2. Better pricing over time: Competition between vendors (Nvidia, AMD, and Microsoft’s silicon teams) should gradually push AI compute costs down, making it easier to experiment and scale.
3. Stable supply for large projects: If one chip family is backordered, Azure can allocate capacity from another. This is critical for teams training long-running models or building products that can’t afford downtime.
4. Faster innovation: When multiple vendors are competing to power Azure’s AI, you get quicker upgrades, new architectures, and better AI infrastructure features.
Strategic Reasons Behind Microsoft’s Own Silicon
While Microsoft won’t stop buying from Nvidia and AMD, it also won’t stop building its own silicon. Here’s why that internal effort still matters so much:
Cost control: As AI usage explodes across Office, GitHub, Teams, and Azure, the cloud bill for GPUs can reach billions. Owning part of the stack lets Microsoft manage long-term economics better.
Customization: Microsoft can bake in features that tightly integrate with its software stack, including Windows Server, Azure AI Studio, and internal frameworks. This can improve latency, energy efficiency, and security.
Strategic leverage: Having its own chips gives Microsoft more negotiating power with external vendors and more freedom to plan its hardware roadmap without being fully dependent on outside timelines.

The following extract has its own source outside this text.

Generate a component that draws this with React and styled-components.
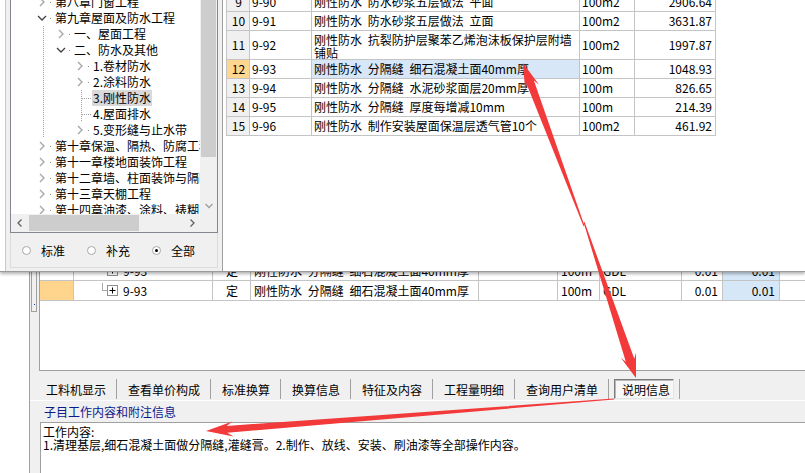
import React from "react";
import styled, { createGlobalStyle } from "styled-components";

const GlobalStyle = createGlobalStyle`
  html, body { margin: 0; padding: 0; background: #fff; }
  body {
    font-family: "Noto Sans CJK SC", "Liberation Sans", sans-serif;
    font-size: 12px;
    color: #000;
  }
`;

const treeItems = [
  { level: 0, label: "第八章门窗工程", state: "closed" },
  { level: 0, label: "第九章屋面及防水工程", state: "open" },
  { level: 1, label: "一、屋面工程", state: "closed", guides: [32] },
  { level: 1, label: "二、防水及其他", state: "open", guides: [32] },
  { level: 2, label: "1.卷材防水", state: "closed", guides: [32] },
  { level: 2, label: "2.涂料防水", state: "closed", guides: [32] },
  { level: 2, label: "3.刚性防水", state: "leaf", selected: true, guides: [32, 70] },
  { level: 2, label: "4.屋面排水", state: "leaf", guides: [32, 70] },
  { level: 2, label: "5.变形缝与止水带", state: "closed", guides: [32] },
  { level: 0, label: "第十章保温、隔热、防腐工程", state: "closed" },
  { level: 0, label: "第十一章楼地面装饰工程", state: "closed" },
  { level: 0, label: "第十二章墙、柱面装饰与隔断、幕墙工程", state: "closed" },
  { level: 0, label: "第十三章天棚工程", state: "closed" },
  { level: 0, label: "第十四章油漆、涂料、裱糊工程", state: "closed" },
];

const quotaRows = [
  { no: 9, code: "9-90", name: "刚性防水 防水砂浆五层做法 平面", unit: "100m2", price: "2906.64" },
  { no: 10, code: "9-91", name: "刚性防水 防水砂浆五层做法 立面", unit: "100m2", price: "3631.87" },
  { no: 11, code: "9-92", name: ["刚性防水 抗裂防护层聚苯乙烯泡沫板保护层附墙", "铺贴"], unit: "100m2", price: "1997.87", tall: true },
  { no: 12, code: "9-93", name: "刚性防水 分隔缝 细石混凝土面40mm厚", unit: "100m", price: "1048.93", current: true },
  { no: 13, code: "9-94", name: "刚性防水 分隔缝 水泥砂浆面层20mm厚", unit: "100m", price: "826.65" },
  { no: 14, code: "9-95", name: "刚性防水 分隔缝 厚度每增减10mm", unit: "100m", price: "214.39" },
  { no: 15, code: "9-96", name: "刚性防水 制作安装屋面保温层透气管10个", unit: "100m2", price: "461.92" },
];

const tabs = ["工料机显示", "查看单价构成", "标准换算", "换算信息", "特征及内容", "工程量明细", "查询用户清单", "说明信息"];

/* ---------- page frame ---------- */

const Screen = styled.div`
  position: relative;
  width: 805px;
  height: 473px;
  overflow: hidden;
  display: flex;
  background: #fff;
  & * { box-sizing: border-box; }
`;

const Gutter = styled.div`
  width: 30px;
  flex: none;
  background: #fff;
  border-right: 1px solid #a0a0a0;
`;

const Main = styled.div`
  flex: 1;
  min-width: 0;
  display: flex;
  flex-direction: column;
  background: #f0f0f0;
`;

const Work = styled.div`
  height: 371px;
  flex: none;
  display: flex;
`;

const Splitter = styled.div`
  width: 9px;
  flex: none;
  padding: 250px 2px 0 1px;
`;

const SplitThumb = styled.div`
  height: 62px;
  border: 1px solid #a0a0a0;
  border-top: none;
  display: flex;
  align-items: flex-end;
  justify-content: center;
  padding-bottom: 6px;
`;

const BlueDot = styled.span`
  width: 1px;
  height: 1px;
  background: #2040c0;
`;

/* ---------- main grid ---------- */

const Grid = styled.div`
  flex: 1;
  min-width: 0;
  background: #fff;
  border-left: 1px solid #a0a0a0;
  border-bottom: 1px solid #a0a0a0;
  padding-top: 261px;
`;

const GRow = styled.div`
  display: grid;
  grid-template-columns: 34px 139px 38px 228px 79px 42px 82px 41px 57px 1fr;
  height: 20px;
`;

const GCell = styled.div`
  display: flex;
  align-items: center;
  justify-content: ${(p) => (p.$align === "right" ? "flex-end" : p.$align === "center" ? "center" : "flex-start")};
  padding: 0 ${(p) => (p.$align === "right" ? "4px" : "2px")} 0 ${(p) => (p.$indent ? p.$indent : 3)}px;
  border-right: ${(p) => (p.$last ? "none" : "1px solid #c4c4c4")};
  border-bottom: 1px solid #c4c4c4;
  background: ${(p) => p.$bg || "#fff"};
  white-space: nowrap;
  overflow: hidden;
  word-spacing: 3px;
`;

const Elbow = styled.span`
  align-self: flex-start;
  margin-top: 2px;
  width: 5px;
  height: 8px;
  flex: none;
  border-left: 1px solid #a8a8a8;
  border-bottom: 1px solid #a8a8a8;
`;

const ExpandBox = styled.span`
  width: 11px;
  height: 11px;
  flex: none;
  border: 1px solid #8f8f8f;
  background: #fff;
  display: flex;
  align-items: center;
  justify-content: center;
  margin-right: 5px;
`;

/* ---------- bottom tabs + detail ---------- */

const TabBar = styled.div`
  height: 29px;
  flex: none;
  display: flex;
  align-items: flex-start;
  padding: 8px 0 0 5px;
`;

const Tab = styled.div`
  height: 20px;
  display: flex;
  align-items: center;
  padding: ${(p) => (p.$active ? "0 5px" : "1px 10px 0 11px")};
  border-right: 1px solid #a0a0a0;
  white-space: nowrap;
`;

const ActiveLabel = styled.span`
  height: 20px;
  display: flex;
  align-items: center;
  padding: 1px 3px 0 7px;
  border: 1px solid;
  border-color: #7a7a7a #e4e4e4 #e4e4e4 #7a7a7a;
  box-shadow: inset 1px 1px 0 #b8b8b8;
  background: #f7f7f7;
`;

const DetailHeader = styled.div`
  height: 22px;
  flex: none;
  border-top: 1px solid #fff;
  display: flex;
  align-items: center;
  padding-left: 14px;
  color: #0a1a8c;
`;

const TextBox = styled.div`
  flex: 1;
  margin-left: 10px;
  background: #fff;
  border-top: 1px solid #a0a0a0;
  border-left: 1px solid #a0a0a0;
  padding: 2px 2px 0 2px;
  line-height: 13px;
`;

/* ---------- popup (quota selector) ---------- */

const Popup = styled.div`
  position: absolute;
  top: 0;
  left: 0;
  z-index: 1;
  width: 805px;
  height: 272px;
  display: flex;
  background: #fff;
  border-bottom: 1px solid #9a9a9a;
  box-shadow: 0 2px 3px rgba(0, 0, 0, 0.3);
`;

const LeftPane = styled.div`
  margin-left: 5px;
  width: 217px;
  flex: none;
  display: flex;
  flex-direction: column;
  background: #f0f0f0;
  border-left: 1px solid #c8c8c8;
  padding: 0 4px 3px;
`;

const TreeBox = styled.div`
  height: 233px;
  flex: none;
  display: grid;
  grid-template-columns: 1fr 17px;
  grid-template-rows: 1fr 18px;
  background: #fff;
  border: 1px solid #828790;
  border-top: none;
`;

const TreeList = styled.div`
  overflow: hidden;
  min-width: 0;
`;

const TreeScroll = styled.div`
  margin-top: -6px;
`;

const guideBg = (xs) =>
  xs.length
    ? xs.map((x) => `linear-gradient(to bottom, #a0a0a0 50%, transparent 50%) ${x}px 0 / 1px 2px repeat-y`).join(", ")
    : "none";

const TreeRow = styled.div`
  height: 16px;
  display: flex;
  align-items: center;
  white-space: nowrap;
  padding-left: ${(p) => 25 + p.$level * 19}px;
  background: ${(p) => guideBg(p.$guides || [])};
`;

const Twisty = styled.span`
  width: 12px;
  height: 16px;
  flex: none;
  display: flex;
  align-items: center;
  justify-content: center;
  background: #fff;
`;

const Conn = styled.span`
  width: 7px;
  height: 16px;
  flex: none;
  background: linear-gradient(#909090, #909090) 2px 8px / 1px 1px no-repeat;
`;

const LeafStub = styled.span`
  width: 19px;
  height: 16px;
  flex: none;
  padding: 0 1px 0 8px;
  background-image: linear-gradient(to right, #a0a0a0 50%, transparent 50%);
  background-size: 2px 1px;
  background-repeat: repeat-x;
  background-position: 0 8px;
  background-origin: content-box;
  background-clip: content-box;
`;

const TreeLabel = styled.span`
  padding: 0 1px;
  margin-left: -1px;
  line-height: 16px;
  background: ${(p) => (p.$selected ? "#d9d9d9" : "transparent")};
`;

const VScroll = styled.div`
  display: flex;
  flex-direction: column;
  background: #f0f0f0;
`;

const VThumb = styled.div`
  height: 157px;
  margin: 0 1px;
  background: #cdcdcd;
`;

const Spacer = styled.div`
  flex: 1;
`;

const ScrollBtn = styled.div`
  width: 17px;
  height: ${(p) => (p.$h ? p.$h : 17)}px;
  flex: none;
  display: flex;
  align-items: center;
  justify-content: center;
`;

const HScroll = styled.div`
  display: flex;
  background: #f0f0f0;
`;

const HThumb = styled.div`
  width: 110px;
  margin: 1px;
  background: #cdcdcd;
`;

const Corner = styled.div`
  background: #f0f0f0;
`;

const RadioRow = styled.div`
  flex: 1;
  display: flex;
  align-items: center;
  padding-left: 11px;
  border: 1px solid #dcdcdc;
  border-top: none;
`;

const Radio = styled.label`
  display: flex;
  align-items: center;
  margin-right: 22px;
`;

const RadioDot = styled.span`
  width: 9px;
  height: 9px;
  border-radius: 50%;
  border: 1px solid #a8a8a8;
  background: #fff;
  margin-right: 10px;
  display: flex;
  align-items: center;
  justify-content: center;
  &::after {
    content: "";
    width: 3px;
    height: 3px;
    border-radius: 50%;
    background: ${(p) => (p.$on ? "#000" : "transparent")};
  }
`;

const RightPane = styled.div`
  flex: 1;
  min-width: 0;
  overflow: hidden;
  background: #fff;
  border-left: 1px solid #a0a0a0;
  padding-left: 3px;
`;

const QuotaTable = styled.div`
  margin-top: -7px;
  width: max-content;
  border-left: 1px solid #c4c4c4;
`;

const QRow = styled.div`
  display: grid;
  grid-template-columns: 23px 62px 268px 55px 81px;
  height: ${(p) => (p.$tall ? 29 : 19)}px;
`;

const QCell = styled.div`
  display: flex;
  align-items: center;
  justify-content: ${(p) => (p.$align === "right" ? "flex-end" : p.$align === "center" ? "center" : "flex-start")};
  padding: 0 ${(p) => (p.$align === "right" ? "3px" : "1px")} 0 2px;
  border-right: 1px solid #c4c4c4;
  border-bottom: 1px solid #c4c4c4;
  background: ${(p) => p.$bg || "#fff"};
  white-space: nowrap;
  overflow: hidden;
  word-spacing: 3px;
  line-height: 12px;
`;

const NameLines = styled.span`
  display: flex;
  flex-direction: column;
  padding-top: 1px;
  line-height: 13px;
`;

/* ---------- annotation arrows ---------- */

const Overlay = styled.svg`
  position: absolute;
  top: 0;
  left: 0;
  z-index: 2;
  pointer-events: none;
`;

function arrow(tail, tip, head, headW, w0, w1) {
  const dx = tip[0] - tail[0];
  const dy = tip[1] - tail[1];
  const len = Math.hypot(dx, dy);
  const ux = dx / len;
  const uy = dy / len;
  const nx = -uy;
  const ny = ux;
  const wing = [tip[0] - ux * head, tip[1] - uy * head];
  const join = [tip[0] - ux * head * 0.78, tip[1] - uy * head * 0.78];
  const pts = [
    [tail[0] + nx * w0, tail[1] + ny * w0],
    [join[0] + nx * w1, join[1] + ny * w1],
    [wing[0] + nx * headW, wing[1] + ny * headW],
    tip,
    [wing[0] - nx * headW, wing[1] - ny * headW],
    [join[0] - nx * w1, join[1] - ny * w1],
    [tail[0] - nx * w0, tail[1] - ny * w0],
  ];
  return pts.map((p) => p.map((v) => v.toFixed(1)).join(",")).join(" ");
}

const Chevron = ({ open }) =>
  open ? (
    <svg width="12" height="12" viewBox="0 0 12 12">
      <path d="M2 4 L6 8 L10 4" fill="none" stroke="#404040" strokeWidth="1.3" />
    </svg>
  ) : (
    <svg width="12" height="12" viewBox="0 0 12 12">
      <path d="M4 2 L8 6 L4 10" fill="none" stroke="#a8a8a8" strokeWidth="1.4" />
    </svg>
  );

const SmallArrow = ({ dir }) => {
  const d = {
    down: "M1.5 3 L5 6.5 L8.5 3",
    left: "M6.5 1.5 L3 5 L6.5 8.5",
    right: "M3.5 1.5 L7 5 L3.5 8.5",
  }[dir];
  return (
    <svg width="10" height="10" viewBox="0 0 10 10">
      <path d={d} fill="none" stroke={dir === "down" ? "#a0a0a0" : "#606060"} strokeWidth="1.3" />
    </svg>
  );
};

const PlusIcon = () => (
  <svg width="9" height="9" viewBox="0 0 9 9">
    <path d="M1.5 4.5H7.5M4.5 1.5V7.5" stroke="#000" strokeWidth="1" />
  </svg>
);

const MainGridRow = ({ marker }) => (
  <GRow>
    <GCell $bg={marker ? "#ffd48c" : "#fff"} />
    <GCell $indent={28}>
      <Elbow />
      <ExpandBox>
        <PlusIcon />
      </ExpandBox>
      9-93
    </GCell>
    <GCell $align="center">定</GCell>
    <GCell>刚性防水 分隔缝 细石混凝土面40mm厚</GCell>
    <GCell />
    <GCell>100m</GCell>
    <GCell>GDL</GCell>
    <GCell $align="right">0.01</GCell>
    <GCell $align="right" $bg="#d6e8f8">0.01</GCell>
    <GCell $last />
  </GRow>
);

export default function App() {
  return (
    <>
      <GlobalStyle />
      <Screen>
        <Gutter />
        <Main>
          <Work>
            <Splitter>
              <SplitThumb>
                <BlueDot />
              </SplitThumb>
            </Splitter>
            <Grid>
              <MainGridRow />
              <MainGridRow marker />
            </Grid>
          </Work>
          <TabBar>
            {tabs.map((t, i) =>
              i === tabs.length - 1 ? (
                <Tab key={t} $active>
                  <ActiveLabel>{t}</ActiveLabel>
                </Tab>
              ) : (
                <Tab key={t}>{t}</Tab>
              )
            )}
          </TabBar>
          <DetailHeader>子目工作内容和附注信息</DetailHeader>
          <TextBox>
            <div>工作内容:</div>
            <div>1.清理基层,细石混凝土面做分隔缝,灌缝膏。2.制作、放线、安装、刷油漆等全部操作内容。</div>
          </TextBox>
        </Main>

        <Popup>
          <LeftPane>
            <TreeBox>
              <TreeList>
                <TreeScroll>
                  {treeItems.map((it) => (
                    <TreeRow key={it.label} $level={it.level} $guides={it.guides}>
                      {it.state === "leaf" ? (
                        <LeafStub />
                      ) : (
                        <>
                          <Twisty>
                            <Chevron open={it.state === "open"} />
                          </Twisty>
                          <Conn />
                        </>
                      )}
                      <TreeLabel $selected={it.selected}>{it.label}</TreeLabel>
                    </TreeRow>
                  ))}
                </TreeScroll>
              </TreeList>
              <VScroll>
                <VThumb />
                <Spacer />
                <ScrollBtn>
                  <SmallArrow dir="down" />
                </ScrollBtn>
              </VScroll>
              <HScroll>
                <ScrollBtn $h={18}>
                  <SmallArrow dir="left" />
                </ScrollBtn>
                <HThumb />
                <Spacer />
                <ScrollBtn $h={18}>
                  <SmallArrow dir="right" />
                </ScrollBtn>
              </HScroll>
              <Corner />
            </TreeBox>
            <RadioRow>
              <Radio>
                <RadioDot />
                标准
              </Radio>
              <Radio>
                <RadioDot />
                补充
              </Radio>
              <Radio>
                <RadioDot $on />
                全部
              </Radio>
            </RadioRow>
          </LeftPane>

          <RightPane>
            <QuotaTable>
              {quotaRows.map((r) => (
                <QRow key={r.no} $tall={r.tall}>
                  <QCell $align="center" $bg={r.current ? "#ffd68f" : "#f0f0f0"}>
                    {r.no}
                  </QCell>
                  <QCell>{r.code}</QCell>
                  <QCell $bg={r.current ? "#d7e7f8" : "#fff"}>
                    {Array.isArray(r.name) ? (
                      <NameLines>
                        {r.name.map((l) => (
                          <span key={l}>{l}</span>
                        ))}
                      </NameLines>
                    ) : (
                      r.name
                    )}
                  </QCell>
                  <QCell>{r.unit}</QCell>
                  <QCell $align="right">{r.price}</QCell>
                </QRow>
              ))}
            </QuotaTable>
          </RightPane>
        </Popup>

        <Overlay width="805" height="473" viewBox="0 0 805 473">
          <polygon points={arrow([584, 226], [523, 63], 26, 7.5, 0.5, 4)} fill="#f23a3a" />
          <polygon points={arrow([584, 222], [636, 378], 24, 8, 0.5, 4.5)} fill="#f23a3a" />
          <polygon points={arrow([614, 399], [206, 431], 27, 7.5, 0.4, 3.5)} fill="#f23a3a" />
        </Overlay>
      </Screen>
    </>
  );
}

The Bigger Picture: AI Chips as the New Cloud War
We’re entering a phase where AI chips are the new battleground in the cloud wars. Google has TPUs, Amazon has Trainium, Meta is building its own accelerators, and now Microsoft is all in too. But none of them are fully walking away from Nvidia or AMD.
Instead, they are combining custom silicon with best-in-class GPUs from external partners. Nadella’s statement that Microsoft will keep buying chips even after launching its own is just an honest reflection of how massive and fast-growing the AI compute market really is.
Final Thoughts
The takeaway is simple but powerful: having your own AI chip doesn’t mean you stop needing others. For Microsoft, building its own silicon is about optimization and control, while continuing to buy from Nvidia and AMD is about scale, ecosystem, and flexibility.
If you’re a developer, founder, or tech enthusiast, expect a future where cloud providers quietly mix and match different AI chips under the hood, while you simply choose the performance and price tier that fits your project. Behind that simplicity is a complex supply chain—and in the age of AI, no one wins alone.